Singapore and several other jurisdictions have similarly used calibrated regimes to preserve the attractiveness of listed property and infrastructure vehicles. The common pattern is not zero tax, but tax clarity. Investors can live with tax if they can forecast it; they rebel against tax when they cannot model it. India’s challenge is to borrow that discipline without merely copying another country’s legal architecture.

Likely Pitfalls

The first pitfall is cascading taxation. If the SPV, the trust, and the investor are all touched in ways that create overlapping liabilities, the structure becomes less efficient than direct ownership, which defeats the whole point of the vehicle. The second pitfall is valuation compression. Once distributions become uncertain, the market discounts future cash flows, and that lower valuation makes future fund-raising harder. The third pitfall is policy drift: a single tax change may be followed by another clarification, then a workaround, then an exception, and finally a structure so complicated that even sophisticated investors hesitate.

A more subtle risk is reputational. India has spent years trying to convince global capital that its infrastructure market is investable, scalable, and rule-bound. If policy appears to change just as these vehicles gain traction, the signal to the market is not about tax collection alone; it is about the durability of the whole investment framework.
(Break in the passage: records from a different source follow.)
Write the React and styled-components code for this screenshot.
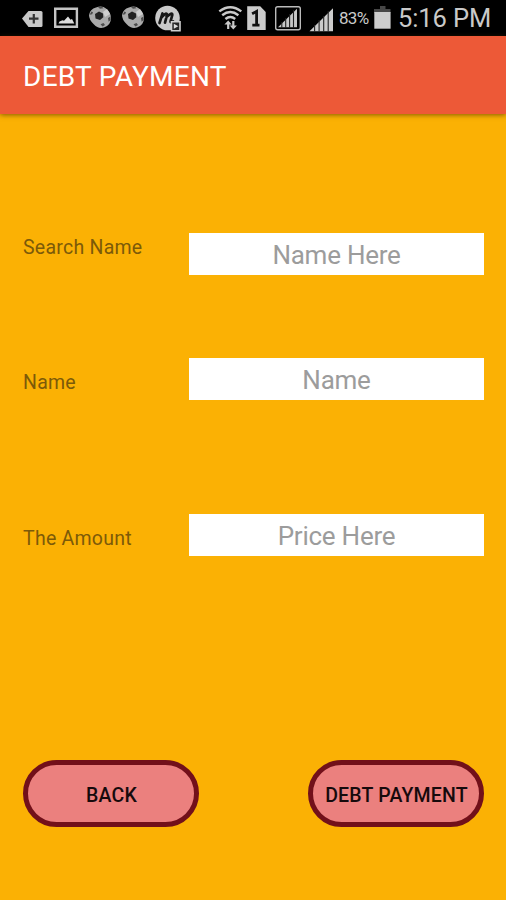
import React from "react";
import styled, { createGlobalStyle } from "styled-components";

const Global = createGlobalStyle`
  *, *::before, *::after { box-sizing: border-box; }
  body { margin: 0; background: #fbb104; font-family: Roboto, "Liberation Sans", sans-serif; }
`;

const Screen = styled.div`
  display: flex;
  flex-direction: column;
  height: 900px;
  width: 506px;
  overflow: hidden;
  background: #fbb104;
`;

const StatusBar = styled.div`
  display: flex;
  align-items: flex-start;
  justify-content: space-between;
  height: 36px;
  padding: 0 14px 0 20px;
  background: #000;
  color: #c9c9c9;
`;

const IconGroup = styled.div`
  display: flex;
  flex: none;
  height: 36px;
`;

const StatusIcon = styled.svg`
  display: block;
  flex: none;
  width: ${(p) => p.$w}px;
  height: 36px;
`;

const Battery = styled.span`
  width: 34px;
  padding-left: 1px;
  font-size: 17px;
  line-height: 37px;
  letter-spacing: -0.7px;
`;

const Clock = styled.span`
  width: 94px;
  font-size: 25.5px;
  line-height: 37px;
  letter-spacing: -0.1px;
  white-space: nowrap;
`;

const AppBar = styled.header`
  display: flex;
  align-items: center;
  flex: none;
  height: 78px;
  padding: 4px 23px 0;
  background: #ed5937;
  box-shadow: 0 1px 5px rgba(70, 45, 0, 0.65);
`;

const Title = styled.h1`
  margin: 0;
  color: #fff;
  font-size: 28px;
  font-weight: 400;
  letter-spacing: 0.25px;
  line-height: 34px;
  white-space: nowrap;
`;

const Form = styled.form`
  display: flex;
  flex-direction: column;
  padding: 119px 22px 0 23px;
`;

const Field = styled.label`
  display: grid;
  grid-template-columns: 166px 1fr;
  height: 42px;
  margin-bottom: ${(p) => p.$gap || 0}px;
`;

const FieldName = styled.span`
  padding-top: ${(p) => p.$top}px;
  color: #7c5a09;
  font-size: 19.5px;
  line-height: 24px;
  letter-spacing: 0.25px;
`;

const Input = styled.input`
  width: 100%;
  height: 42px;
  padding: 2px 0 0;
  border: 0;
  border-radius: 0;
  outline: 0;
  background: #fff;
  font-family: inherit;
  font-size: 26px;
  font-weight: 400;
  letter-spacing: -0.25px;
  text-align: center;
  &::placeholder { color: #9c9c9c; opacity: 1; }
`;

const Actions = styled.div`
  display: flex;
  justify-content: space-between;
  padding-top: 204px;
`;

const PillButton = styled.button`
  width: 176px;
  height: 67px;
  padding: 3px 0 0 1px;
  border: 5px solid #72101a;
  border-radius: 34px;
  background: #eb807e;
  color: #160a0c;
  font-family: inherit;
  font-size: 19.5px;
  font-weight: 500;
  letter-spacing: 0.2px;
  white-space: nowrap;
`;

function TagIcon() {
  return (
    <StatusIcon $w={33} viewBox="0 0 33 36">
      <path d="M2 18.5 8.5 11H21q1.5 0 1.5 1.5v13q0 1.5-1.5 1.5H8.5Z" fill="#c8c8c8" />
      <path d="M13.8 14v9.4M9 18.7h9.5" stroke="#333" strokeWidth="2.2" />
    </StatusIcon>
  );
}

function PictureIcon() {
  return (
    <StatusIcon $w={35} viewBox="53 0 35 36">
      <path d="M55.2 8.7h21.7v18.1H55.2Z" fill="none" stroke="#c4c4c4" strokeWidth="2.4" />
      <path d="m58.5 23.5 1-2 3-1.3 1.5.5 4-4.2 2.5 3.3 1.5-.8 2.3 4.5Z" fill="#ddd" />
    </StatusIcon>
  );
}

function BallIcon({ w }) {
  return (
    <StatusIcon $w={w} viewBox={`0 0 ${w} 36`}>
      <path d="M1 15Q2 9 8 7.5q6-2.4 10 1 5 4 5 9.5 0 7-7 9.5-6 1.5-10-3Q1 20 1 15Z" fill="#aaa" />
      <path d="m7 14 4-2.5 4 2 .3 3.7-3.3 2.8-4.5-1.5Z" fill="#222" />
      <path d="m1.6 14.8 1.8-3.3 1.6.8-.8 2ZM10 7.3l4-.6 1.5 1.5-3.5.6ZM20 18l2.5-1.5.1 3.5-2 1.7ZM12.5 24.2l3-1.2 1.5 2-2.5 1.5Z" fill="#4c4c4c" />
      <path d="m15 12 4-3 3 5-5 3Z" fill="#cfcfcf" />
    </StatusIcon>
  );
}

function MessengerIcon() {
  return (
    <StatusIcon $w={29} viewBox="154 0 29 36">
      <circle cx="167.5" cy="18" r="12.3" fill="#c9c9c9" />
      <path d="m159.5 23 3-9.5M161.8 17q5-5.5 5.2-2L165 22.7M166.5 17q6-5.5 5.8-2l-1.7 6.2q-.4 2 2.5.3" fill="none" stroke="#171717" strokeWidth="2.7" strokeLinecap="round" strokeLinejoin="round" />
      <path d="M171.5 21.7h8.5v9h-8.5Z" fill="#262626" stroke="#d0d0d0" strokeWidth="1.6" />
      <path d="m173.8 23.7 4.5 2.5-4.5 2.6Z" fill="#ddd" />
    </StatusIcon>
  );
}

function WifiIcon() {
  return (
    <StatusIcon $w={28} viewBox="218 0 28 36">
      <path d="M219.3 11.4q11-8.4 22 0M222.2 15.3q8.1-6.4 16.2 0M225.4 19q4.9-4 9.8 0" fill="none" stroke="#c9c9c9" strokeWidth="2.4" />
      <path d="M228.2 29v-7M233.3 21v7" stroke="#c9c9c9" strokeWidth="2.2" />
      <path d="m224.4 24.5 3.8-4 3.5 4ZM229.7 25.5h7.2l-3.6 4Z" fill="#c9c9c9" />
    </StatusIcon>
  );
}

function SimIcon() {
  return (
    <StatusIcon $w={28} viewBox="246 0 28 36">
      <path d="M247.2 6.3h13l5.5 5.6v18h-18.5Z" fill="#cbcbcb" />
      <path d="m252.1 13.8 4.5-2.4v14.3M252.3 25.1h7.2" fill="none" stroke="#111" strokeWidth="2.8" />
    </StatusIcon>
  );
}

function BoxedSignalIcon() {
  return (
    <StatusIcon $w={34} viewBox="274 0 34 36">
      <rect x="275.7" y="6.7" width="24.6" height="23" rx="2" fill="none" stroke="#bbb" strokeWidth="1.4" />
      <path d="m278 27.3 19-18.5v18.5Z" fill="#c7c7c7" />
      <path d="M281.8 22v6M285.7 18v10M289.6 14v14M293.5 10v18" stroke="#202020" strokeWidth="1.1" />
    </StatusIcon>
  );
}

function SignalIcon() {
  return (
    <StatusIcon $w={30} viewBox="308 0 30 36">
      <path d="m309.5 31.3 23.5-23v23Z" fill="#ccc" />
      <path d="M314.6 25v6.5M319.1 20v11.5M323.7 16v15.5M328.2 11v20.5" stroke="#242424" strokeWidth="1.1" />
    </StatusIcon>
  );
}

function BatteryIcon() {
  return (
    <StatusIcon $w={26} viewBox="372 0 26 36">
      <path d="M380 6h5.5v3h5v4H374V9h6Z" fill="#474747" />
      <path d="M374.3 12h16.3v16.7h-16.3Z" fill="#cdcdcd" />
    </StatusIcon>
  );
}

export default function App() {
  return (
    <>
      <Global />
      <Screen>
        <StatusBar>
          <IconGroup>
            <TagIcon />
            <PictureIcon />
            <BallIcon w={33} />
            <BallIcon w={33} />
            <MessengerIcon />
          </IconGroup>
          <IconGroup>
            <WifiIcon />
            <SimIcon />
            <BoxedSignalIcon />
            <SignalIcon />
            <Battery>83%</Battery>
            <BatteryIcon />
            <Clock>5:16 PM</Clock>
          </IconGroup>
        </StatusBar>
        <AppBar>
          <Title>DEBT PAYMENT</Title>
        </AppBar>
        <Form>
          <Field $gap={83}>
            <FieldName $top={3}>Search Name</FieldName>
            <Input placeholder="Name Here" />
          </Field>
          <Field $gap={114}>
            <FieldName $top={13}>Name</FieldName>
            <Input placeholder="Name" />
          </Field>
          <Field>
            <FieldName $top={13}>The Amount</FieldName>
            <Input placeholder="Price Here" />
          </Field>
          <Actions>
            <PillButton type="button">BACK</PillButton>
            <PillButton type="button">DEBT PAYMENT</PillButton>
          </Actions>
        </Form>
      </Screen>
    </>
  );
}
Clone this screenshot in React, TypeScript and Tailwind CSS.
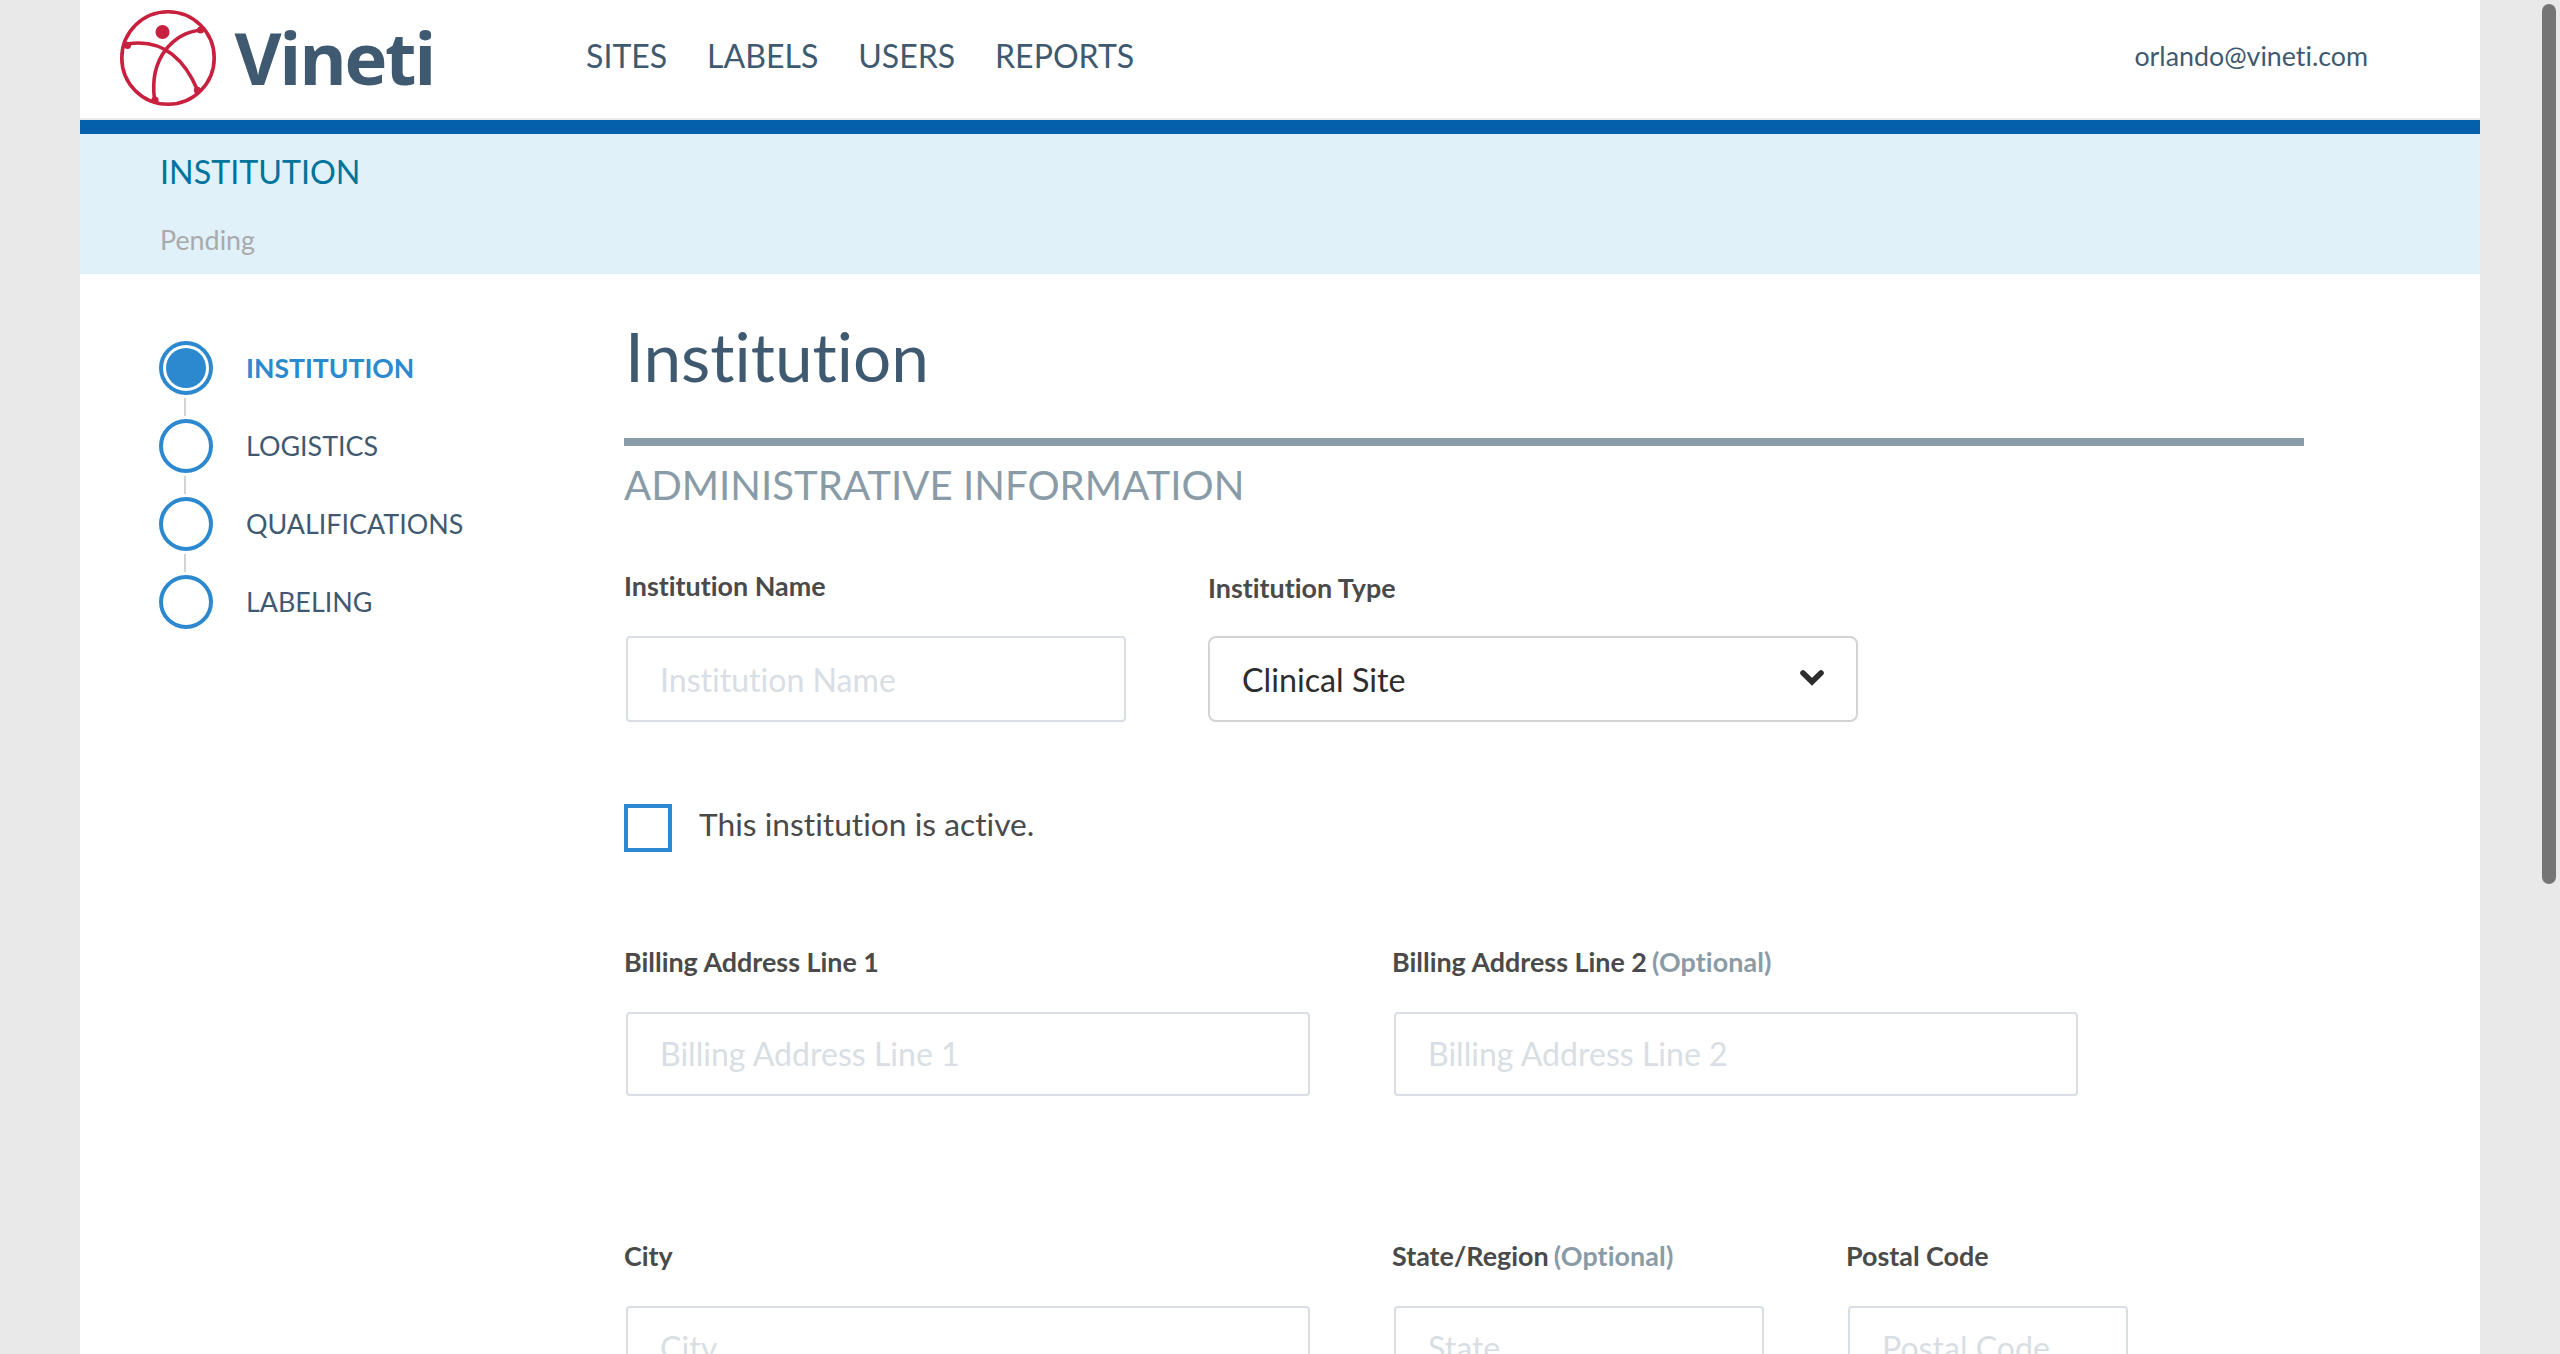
function Logo() {
  return (
    <div className="flex w-[466px]">
      <svg viewBox="0 0 96 96" className="mt-[10px] h-24 w-24" fill="none" stroke="#c8203f" strokeWidth="3.6">
        <circle cx="48" cy="48" r="46.2" />
        <path d="M7 34C34 29.5 60 39 77.5 80" />
        <path d="M81 20C54 23 29 47 34.5 89.5" />
        <g fill="#c8203f" stroke="none">
          <circle cx="42.5" cy="22" r="7" />
          <circle cx="7.5" cy="35.3" r="3.6" />
          <circle cx="80.5" cy="20" r="3.6" />
          <circle cx="77.5" cy="80.3" r="3.6" />
          <circle cx="35" cy="90" r="3.6" />
        </g>
      </svg>
      <span className="ml-[18.5px] mt-[9px] font-['Open_Sans',sans-serif] text-[72.5px] leading-[97px] font-bold tracking-[-2.3px] text-[#3f5a70]">
        Vineti
      </span>
    </div>
  );
}

const steps = ["INSTITUTION", "LOGISTICS", "QUALIFICATIONS", "LABELING"];

function Steps() {
  return (
    <ol className="w-[465px] pt-[67px]">
      {steps.map((s, i) => (
        <li key={s}>
          {i > 0 && <div className="my-[3px] ml-[25px] h-[18px] w-[2px] bg-[#d3d3d3]" />}
          <div className="flex h-[54px]">
            <div className="flex h-[54px] w-[54px] items-center justify-center rounded-full border-4 border-[#2c89cf]">
              {i === 0 && <div className="h-10 w-10 rounded-full bg-[#2c89cf]" />}
            </div>
            <span
              className={
                i === 0
                  ? "ml-[33px] mt-[11px] text-[26.6px] leading-[33px] font-bold text-[#2c89cf]"
                  : "ml-[33px] mt-[10px] text-[26.88px] leading-[33px] text-[#3f5a70]"
              }
            >
              {s}
            </span>
          </div>
        </li>
      ))}
    </ol>
  );
}

type FieldProps = { label: string; placeholder: string; optional?: boolean; box: string };

function Field({ label, placeholder, optional, box }: FieldProps) {
  return (
    <label className="flex flex-col">
      <span className="text-[26.88px] leading-[33px] font-bold whitespace-nowrap text-[#4a4a4a]">
        {label}
        {optional && <span className="tracking-[0.1px] text-[#8a9ba8] [word-spacing:-1.5px]"> (Optional)</span>}
      </span>
      <input
        placeholder={placeholder}
        className={`ml-[2px] mt-[34px] rounded-[4px] border-2 border-[#d8dee3] bg-white pl-8 text-[32.1px] leading-[39px] placeholder:text-[#d8dee3] placeholder:opacity-100 ${box}`}
      />
    </label>
  );
}

export default function App() {
  return (
    <div className="relative h-[1354px] w-[2560px] overflow-hidden bg-[#e9e9e9] font-['Lato',sans-serif] [font-variant-ligatures:none]">
      <div className="mx-20 h-[1354px] bg-white">
        <header className="flex h-[120px] items-start border-b-2 border-[#e9e9e9] pl-10">
          <Logo />
          <nav className="mt-9 flex gap-[39.8px] text-[32.1px] leading-[39px] text-[#3f5a70]">
            <a>SITES</a>
            <a>LABELS</a>
            <a>USERS</a>
            <a>REPORTS</a>
          </nav>
          <span className="ml-auto mr-[112px] mt-10 text-[26.8px] leading-[33px] text-[#3f5a70]">orlando@vineti.com</span>
        </header>
        <section className="h-[154px] border-t-[14px] border-[#0460aa] bg-[#e0f1fa] pl-20">
          <h2 className="pt-[18px] text-[32.256px] leading-[39px] text-[#00749c]">INSTITUTION</h2>
          <p className="mt-[32px] text-[26.88px] leading-[33px] text-[#aaaaaa]">Pending</p>
        </section>
        <div className="flex pl-[79px]">
          <Steps />
          <main className="w-[1680px] pt-[42px]">
            <h1 className="ml-px text-[67.5px] leading-[80px] text-[#3f5a70]">Institution</h1>
            <div className="mt-[42px] h-2 bg-[#8a9ba8]" />
            <h3 className="mt-[14px] text-[40.2px] leading-[49px] text-[#8a9ba8]">ADMINISTRATIVE INFORMATION</h3>
            <div className="mt-[60px] flex gap-[82px]">
              <Field label="Institution Name" placeholder="Institution Name" box="h-[86px] w-[500px] pt-[22px] pb-[21px]" />
              <div>
                <div className="mt-[2px] text-[26.88px] leading-[33px] font-bold text-[#4a4a4a]">Institution Type</div>
                <button className="mt-8 flex h-[86px] w-[650px] items-start rounded-lg border-2 border-[#d3d3d3] pl-8 pt-[22px] text-[32.256px] leading-[39px] text-[#2d2d2d]">
                  Clinical Site
                  <svg viewBox="0 0 24 16" className="ml-auto mr-8 mt-[10px] h-4 w-6" fill="none" stroke="#2d2d2d" strokeWidth="5.6" strokeLinecap="round">
                    <path d="M3 3L12 11.8L21 3" />
                  </svg>
                </button>
              </div>
            </div>
            <label className="mt-[82px] flex h-12 items-start">
              <span className="h-12 w-12 border-4 border-[#2c89cf]" />
              <span className="ml-[27px] mt-px text-[31.76px] leading-[39px] text-[#4a4a4a]">This institution is active.</span>
            </label>
            <div className="mt-[93px] flex gap-[82px]">
              <Field label="Billing Address Line 1" placeholder="Billing Address Line 1" box="h-[84px] w-[684px] pt-[20px] pb-[21px]" />
              <Field label="Billing Address Line 2" optional placeholder="Billing Address Line 2" box="h-[84px] w-[684px] pt-[20px] pb-[21px]" />
            </div>
            <div className="mt-[143px] flex gap-[82px]">
              <Field label="City" placeholder="City" box="h-[84px] w-[684px] pt-[20px] pb-[21px]" />
              <Field label="State/Region" optional placeholder="State" box="h-[84px] w-[370px] pt-[20px] pb-[21px]" />
              <Field label="Postal Code" placeholder="Postal Code" box="h-[84px] w-[280px] pt-[20px] pb-[21px]" />
            </div>
          </main>
        </div>
      </div>
      <div className="absolute top-1 right-1 h-[880px] w-[14px] rounded-full bg-[#757575]" />
    </div>
  );
}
That can deter not only foreign investors but also domestic pension, insurance, and long-horizon capital that values stability above drama.

Way Forward

The right approach is not to exempt everything blindly, but to preserve tax neutrality where the policy objective is capital formation. If MAT is to apply, it should be ring-fenced so that genuine pass-through distributions and asset-recycling mechanics are not penalised. Policy makers should clarify the treatment of SPV-level income, dividends, interest, depreciation, and exit gains in one coherent framework rather than in fragments. A fragmented remedy will only create a bigger compliance maze.

The Government should also protect the original logic of listed business trusts: raise capital, monetise mature assets, recycle proceeds into fresh investment, and give savers an income-bearing instrument with transparency. That means the Government, SEBI, and tax authorities need to speak the same language. The market does not need rhetorical reassurance; it needs a stable rulebook. If the objective is to build infrastructure at scale, then the tax architecture should be a bridge, not a speed breaker.

(This is an opinion piece. Views expressed are the author’s own.)